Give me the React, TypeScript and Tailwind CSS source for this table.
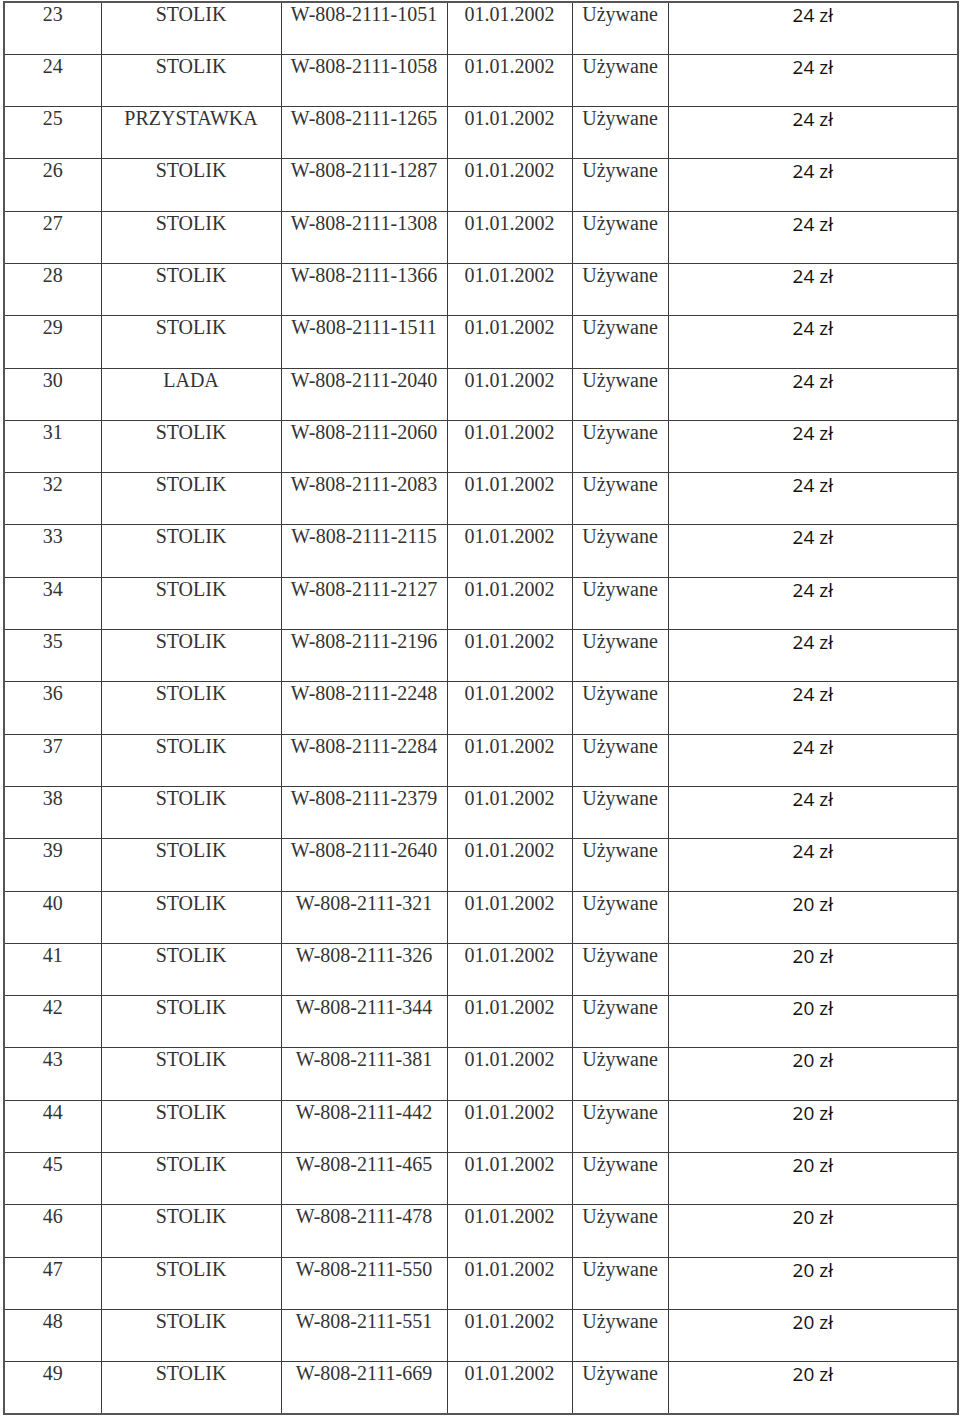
type Row = {
  lp: number;
  name: string;
  code: string;
  price: string;
};

const codes: [number, string, string][] = [
  [23, "STOLIK", "1051"],
  [24, "STOLIK", "1058"],
  [25, "PRZYSTAWKA", "1265"],
  [26, "STOLIK", "1287"],
  [27, "STOLIK", "1308"],
  [28, "STOLIK", "1366"],
  [29, "STOLIK", "1511"],
  [30, "LADA", "2040"],
  [31, "STOLIK", "2060"],
  [32, "STOLIK", "2083"],
  [33, "STOLIK", "2115"],
  [34, "STOLIK", "2127"],
  [35, "STOLIK", "2196"],
  [36, "STOLIK", "2248"],
  [37, "STOLIK", "2284"],
  [38, "STOLIK", "2379"],
  [39, "STOLIK", "2640"],
  [40, "STOLIK", "321"],
  [41, "STOLIK", "326"],
  [42, "STOLIK", "344"],
  [43, "STOLIK", "381"],
  [44, "STOLIK", "442"],
  [45, "STOLIK", "465"],
  [46, "STOLIK", "478"],
  [47, "STOLIK", "550"],
  [48, "STOLIK", "551"],
  [49, "STOLIK", "669"],
];

const rows: Row[] = codes.map(([lp, name, suffix]) => ({
  lp,
  name,
  code: `W-808-2111-${suffix}`,
  price: lp < 40 ? "24 zł" : "20 zł",
}));

const cell =
  "border border-[#3c3c3c] px-1 pt-0 align-top text-center text-[20px] leading-[22px] text-[#333] whitespace-nowrap";

export default function App() {
  return (
    <div className="min-h-screen bg-white pl-[3px] pt-px">
      <table
        className="table-fixed border-collapse border-2 border-[#555]"
        style={{ fontFamily: '"Liberation Serif", "DejaVu Serif", serif' }}
      >
        <colgroup>
          <col className="w-[97px]" />
          <col className="w-[180px]" />
          <col className="w-[166px]" />
          <col className="w-[125px]" />
          <col className="w-[96px]" />
          <col className="w-[290px]" />
        </colgroup>
        <tbody>
          {rows.map((r) => (
            <tr key={r.lp} className="h-[52.3px]">
              <td className={cell}>{r.lp}</td>
              <td className={cell}>{r.name}</td>
              <td className={cell}>{r.code}</td>
              <td className={cell}>01.01.2002</td>
              <td className={cell}>Używane</td>
              <td
                className="border border-[#3c3c3c] pt-0 align-top text-center font-['Open_Sans',sans-serif] text-[19px] leading-[24px] text-[#111]"
              >
                {r.price}
              </td>
            </tr>
          ))}
        </tbody>
      </table>
    </div>
  );
}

◆ TO DO
Except for the pictures, print the data above exactly.

◆ TASK OUTPUT
Give me the React, TypeScript and Tailwind CSS source for this table.
type Row = {
  lp: number;
  name: string;
  code: string;
  price: string;
};

const codes: [number, string, string][] = [
  [23, "STOLIK", "1051"],
  [24, "STOLIK", "1058"],
  [25, "PRZYSTAWKA", "1265"],
  [26, "STOLIK", "1287"],
  [27, "STOLIK", "1308"],
  [28, "STOLIK", "1366"],
  [29, "STOLIK", "1511"],
  [30, "LADA", "2040"],
  [31, "STOLIK", "2060"],
  [32, "STOLIK", "2083"],
  [33, "STOLIK", "2115"],
  [34, "STOLIK", "2127"],
  [35, "STOLIK", "2196"],
  [36, "STOLIK", "2248"],
  [37, "STOLIK", "2284"],
  [38, "STOLIK", "2379"],
  [39, "STOLIK", "2640"],
  [40, "STOLIK", "321"],
  [41, "STOLIK", "326"],
  [42, "STOLIK", "344"],
  [43, "STOLIK", "381"],
  [44, "STOLIK", "442"],
  [45, "STOLIK", "465"],
  [46, "STOLIK", "478"],
  [47, "STOLIK", "550"],
  [48, "STOLIK", "551"],
  [49, "STOLIK", "669"],
];

const rows: Row[] = codes.map(([lp, name, suffix]) => ({
  lp,
  name,
  code: `W-808-2111-${suffix}`,
  price: lp < 40 ? "24 zł" : "20 zł",
}));

const cell =
  "border border-[#3c3c3c] px-1 pt-0 align-top text-center text-[20px] leading-[22px] text-[#333] whitespace-nowrap";

export default function App() {
  return (
    <div className="min-h-screen bg-white pl-[3px] pt-px">
      <table
        className="table-fixed border-collapse border-2 border-[#555]"
        style={{ fontFamily: '"Liberation Serif", "DejaVu Serif", serif' }}
      >
        <colgroup>
          <col className="w-[97px]" />
          <col className="w-[180px]" />
          <col className="w-[166px]" />
          <col className="w-[125px]" />
          <col className="w-[96px]" />
          <col className="w-[290px]" />
        </colgroup>
        <tbody>
          {rows.map((r) => (
            <tr key={r.lp} className="h-[52.3px]">
              <td className={cell}>{r.lp}</td>
              <td className={cell}>{r.name}</td>
              <td className={cell}>{r.code}</td>
              <td className={cell}>01.01.2002</td>
              <td className={cell}>Używane</td>
              <td
                className="border border-[#3c3c3c] pt-0 align-top text-center font-['Open_Sans',sans-serif] text-[19px] leading-[24px] text-[#111]"
              >
                {r.price}
              </td>
            </tr>
          ))}
        </tbody>
      </table>
    </div>
  );
}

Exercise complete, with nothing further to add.